The suspension of fuel excise taxes could take effect as early as April 12, following the official signing of a new law aimed at mitigating skyrocketing energy prices.
During a PROTECT Committee hearing on Thursday, officials from the Department of Finance (DOF) and the Department of Energy (DOE) outlined the timeline for implementation while facing scrutiny over the speed of the government's response.
Senator Bam Aquino pressed agencies for clarity on the "triggers" required to activate the tax relief. Under the law, the suspension or reduction of excise taxes is contingent upon the Mean of Platts Singapore (MOPS) reaching or exceeding $80 per barrel for a 30-day average.
"We're at one forty. So we've breached eighty. Matagal na nating na-breach yung eighty," Aquino noted, arguing that the 30-day count should be applied retroactively.
DOF Undersecretary Karlo Adriano confirmed that the first trigger—the price threshold—has already been met. However, he noted that the law requires a formal recommendation from the Development Budget Coordination Committee (DBCC) and must undergo a mandatory 15-day publication period.
"The earliest that the President can issue the [Executive Order] is around April 12 or 13," Adriano told the committee. He added that the DBCC is scheduled to meet this Friday and will finalize its recommendation to the President by next week, before the Holy Week break.
The "UPLIFT" Crisis Committee
The hearing also highlighted the formation of the "UPLIFT" Committee, a specialized crisis body chaired by the President to manage the ongoing energy emergency.
Despite the urgency of the situation, DOE Undersecretary Wimpy Fuentebella admitted the committee has yet to formally convene, with an indicative meeting date set for next Tuesday or Wednesday.
Aquino criticized the delay, urging the executive branch to match the "velocity" of rising fuel prices.
"The name is 'crisis committee,' so when there is a crisis, we need to move fast," Aquino said. "If the price of diesel and gasoline goes up every week, you should also be meeting every week."
Limits of the "Energy Emergency"
The proceedings further clarified the distinction between the currently declared "National Energy Emergency" and a full "State of National Emergency."
Under the current energy-specific declaration, the government’s powers are largely limited to supply monitoring and replenishment logistics.
Assistant Secretary Reynaldo Cancho confirmed that there is currently no "price freeze" in effect for basic necessities, as such a measure would require the declaration of a full state of national emergency or a state of calamity.
Aquino expressed concern that without a price freeze, the cost of essential goods—including poultry and pork—could continue to spiral.

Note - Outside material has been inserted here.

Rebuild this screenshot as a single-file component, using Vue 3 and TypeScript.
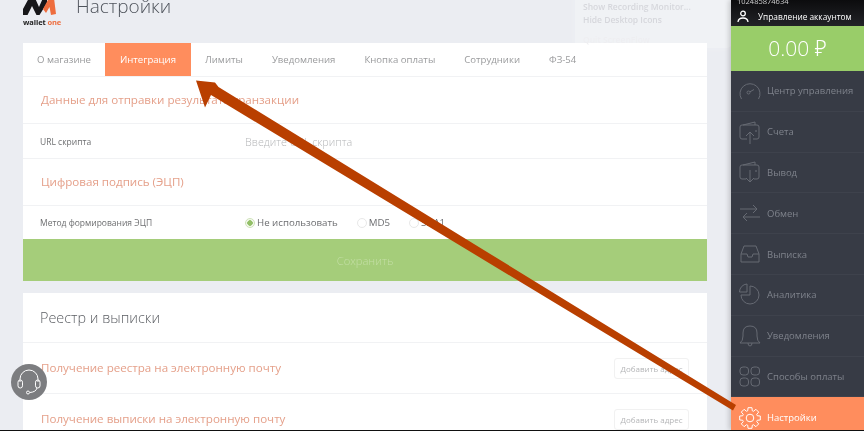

"Before the war started, many people already felt prices were high. We are looking for action to prevent continuous increases in supermarkets and wet markets," he said.
Industry Concerns
Representatives from the fuel retail sector raised concerns regarding existing inventories. Mr. Capinpin, representing retailers, asked whether businesses would be allowed to draw down stock that had already been taxed at the higher rate or if a more efficient refund process would be established.
“Is what happens to those inventory already in the market na bayad na yung excise tax? Will they be allowed to draw it down?” Capinpin asked.
“For that matter, for the oil companies as well, they have inventory na paid na yung excise tax. Or will it be through another refund process? Well, we know that the refund process is very tedious. Is there a proposal for a better refund process for that?” he further questioned.
While the DOF acknowledged the request, Usec. Adriano noted that the primary constraint remains the legality of refund mechanisms under the current Tax Code.
“I would like to note that in the Tax Code, I think may isang mechanism lang for refund sa excise sa under Section 145, if I'm not mistaken. So again, the main constraint here will be the legality.”
The committee is expected to reconvene following the Holy Week break to monitor the progress of the DBCC recommendation and the initial meeting of the UPLIFT Committee.